The module also parses the filename to set the node's creation date and format the node title all nice. This left us with 3800 nodes with creation dates that match the published dates of the newspaper issues and titles that can be used by Views to build out a nice browsing interface.
When new issues get delivered (once every 6 months), we can just load the files onto the server and re-scan the directory to add them to the site.
This solution is dynamic, which we've found useful for adding new files and tweaking the interface. However, it's pretty straightforward to create a static listing page. For instance, you could use:
ls -R > staticlisting.html
From there, just run [likely a regex] find/replace to build out the HTML for a nice list.

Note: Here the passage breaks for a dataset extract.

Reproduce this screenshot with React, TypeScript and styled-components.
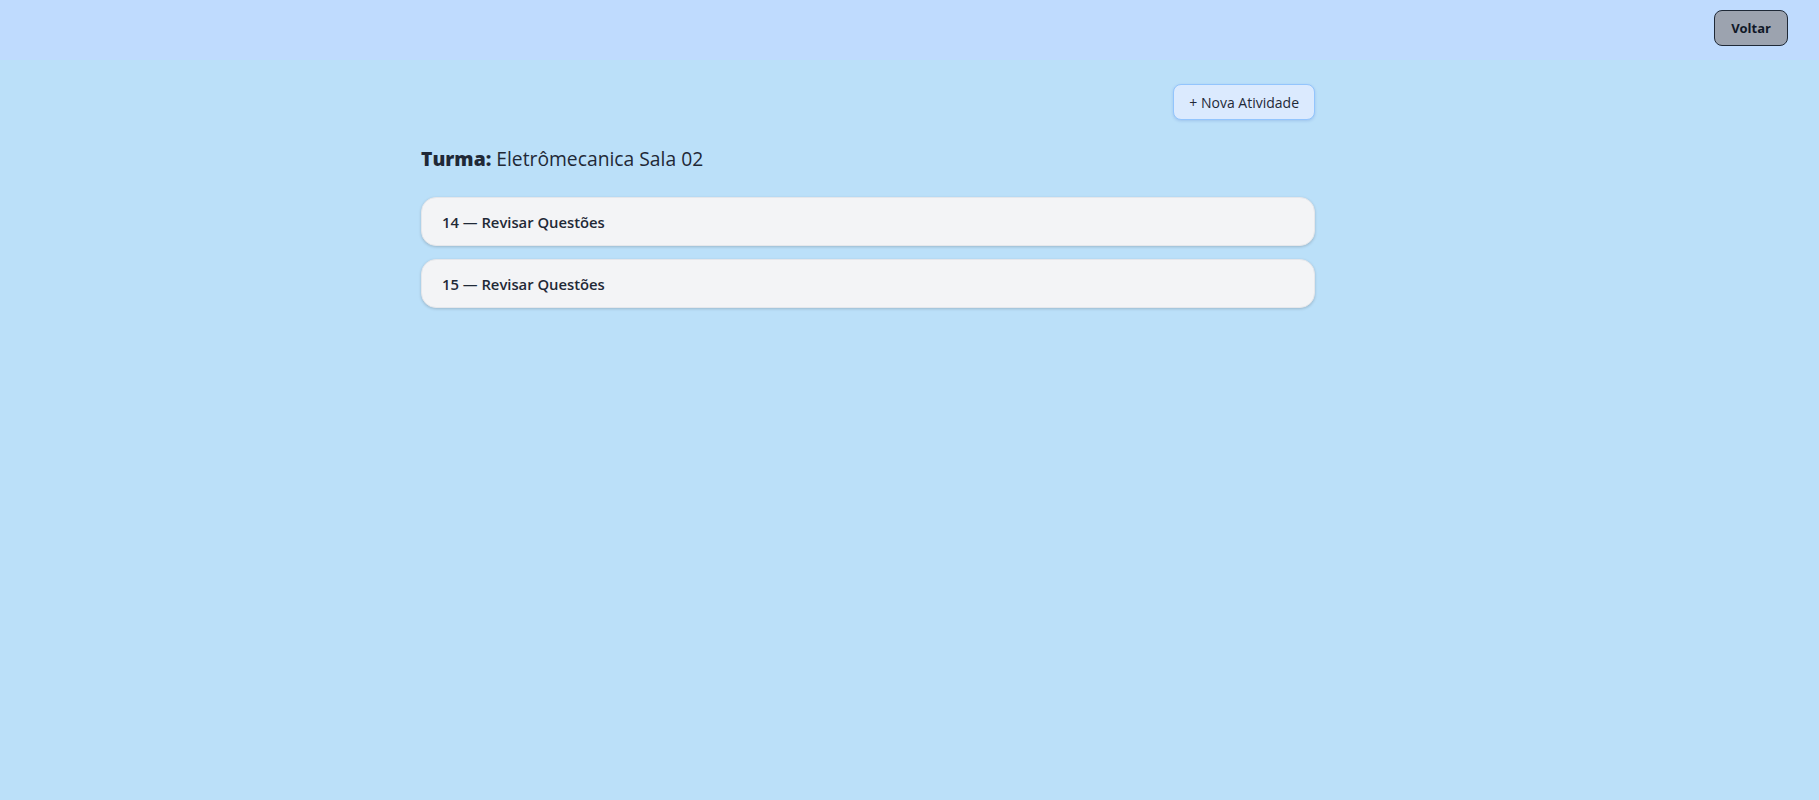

With the files in Google, we have two search scenarios:
- People who want to search the Observer specifically
- People who do a regular Google search and get results from the newspaper
For our patrons that want to only search the newspaper, we set up a Google Custom Search that essentially performs "query" site:www.cantonpl.org/sites/default/files/observer and put a search box on the archive's home page. It works really well.
Non-patron searchers using regular-ole Google frequently find interesting query strings in the Canton Observer archive. This information may be helpful for people who didn't even know our archive existed, but more frequently the results are probably just bad hits. It makes Google Analytics and Google Webmaster Tools more fun to explore.
A project like this would be inadvisable without your server being connected to the internet via a high-bandwidth connection.
If more performance is needed to accommodate future usage, we have a few options available. For one, a faster file server for the access copies is a possibility. A 256 gb SSD would do the trick. On top of that, we could switch from apache to nginx, and use php as a fastcgi. This would make it so mod_php doesn't load just to serve out files. In a similar vein, we could push the files onto a dedicated server and use redirects to keep the file attachments live.
It took lots of experimentation, but we ended up with a useful tool by using simple Drupal hooks and the good fortune of Google's crawler.